▸ Raw data:
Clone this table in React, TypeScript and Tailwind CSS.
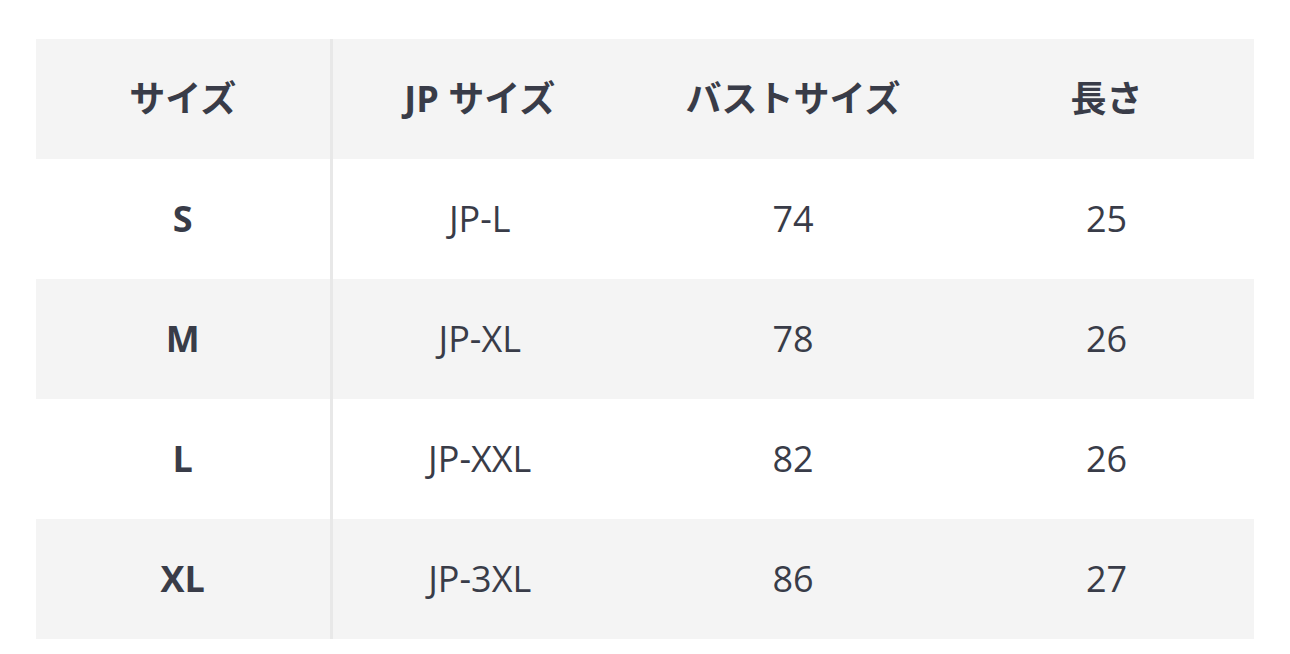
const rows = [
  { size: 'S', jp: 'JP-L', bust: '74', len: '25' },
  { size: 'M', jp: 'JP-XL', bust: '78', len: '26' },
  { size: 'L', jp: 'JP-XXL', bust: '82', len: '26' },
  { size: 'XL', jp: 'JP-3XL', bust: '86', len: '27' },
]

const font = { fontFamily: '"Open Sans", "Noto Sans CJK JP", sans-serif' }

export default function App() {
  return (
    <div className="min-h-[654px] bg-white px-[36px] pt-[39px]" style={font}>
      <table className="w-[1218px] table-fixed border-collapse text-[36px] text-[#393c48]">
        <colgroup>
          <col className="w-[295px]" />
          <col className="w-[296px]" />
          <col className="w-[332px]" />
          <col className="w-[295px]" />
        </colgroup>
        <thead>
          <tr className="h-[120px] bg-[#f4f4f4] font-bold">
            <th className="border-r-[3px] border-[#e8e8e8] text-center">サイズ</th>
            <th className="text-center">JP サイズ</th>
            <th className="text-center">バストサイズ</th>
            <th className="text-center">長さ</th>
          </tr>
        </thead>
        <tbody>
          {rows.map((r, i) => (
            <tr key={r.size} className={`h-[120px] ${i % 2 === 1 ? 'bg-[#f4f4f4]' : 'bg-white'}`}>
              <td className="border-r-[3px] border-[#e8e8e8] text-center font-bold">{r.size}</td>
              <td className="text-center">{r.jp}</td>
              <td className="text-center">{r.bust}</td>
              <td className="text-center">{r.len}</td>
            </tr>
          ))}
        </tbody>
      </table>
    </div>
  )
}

▸ Aim of the task:
Keep the pictures out of the copy and write out the data exactly as it stands.

▸ Answer to this exercise:
Clone this table in React, TypeScript and Tailwind CSS.
const rows = [
  { size: 'S', jp: 'JP-L', bust: '74', len: '25' },
  { size: 'M', jp: 'JP-XL', bust: '78', len: '26' },
  { size: 'L', jp: 'JP-XXL', bust: '82', len: '26' },
  { size: 'XL', jp: 'JP-3XL', bust: '86', len: '27' },
]

const font = { fontFamily: '"Open Sans", "Noto Sans CJK JP", sans-serif' }

export default function App() {
  return (
    <div className="min-h-[654px] bg-white px-[36px] pt-[39px]" style={font}>
      <table className="w-[1218px] table-fixed border-collapse text-[36px] text-[#393c48]">
        <colgroup>
          <col className="w-[295px]" />
          <col className="w-[296px]" />
          <col className="w-[332px]" />
          <col className="w-[295px]" />
        </colgroup>
        <thead>
          <tr className="h-[120px] bg-[#f4f4f4] font-bold">
            <th className="border-r-[3px] border-[#e8e8e8] text-center">サイズ</th>
            <th className="text-center">JP サイズ</th>
            <th className="text-center">バストサイズ</th>
            <th className="text-center">長さ</th>
          </tr>
        </thead>
        <tbody>
          {rows.map((r, i) => (
            <tr key={r.size} className={`h-[120px] ${i % 2 === 1 ? 'bg-[#f4f4f4]' : 'bg-white'}`}>
              <td className="border-r-[3px] border-[#e8e8e8] text-center font-bold">{r.size}</td>
              <td className="text-center">{r.jp}</td>
              <td className="text-center">{r.bust}</td>
              <td className="text-center">{r.len}</td>
            </tr>
          ))}
        </tbody>
      </table>
    </div>
  )
}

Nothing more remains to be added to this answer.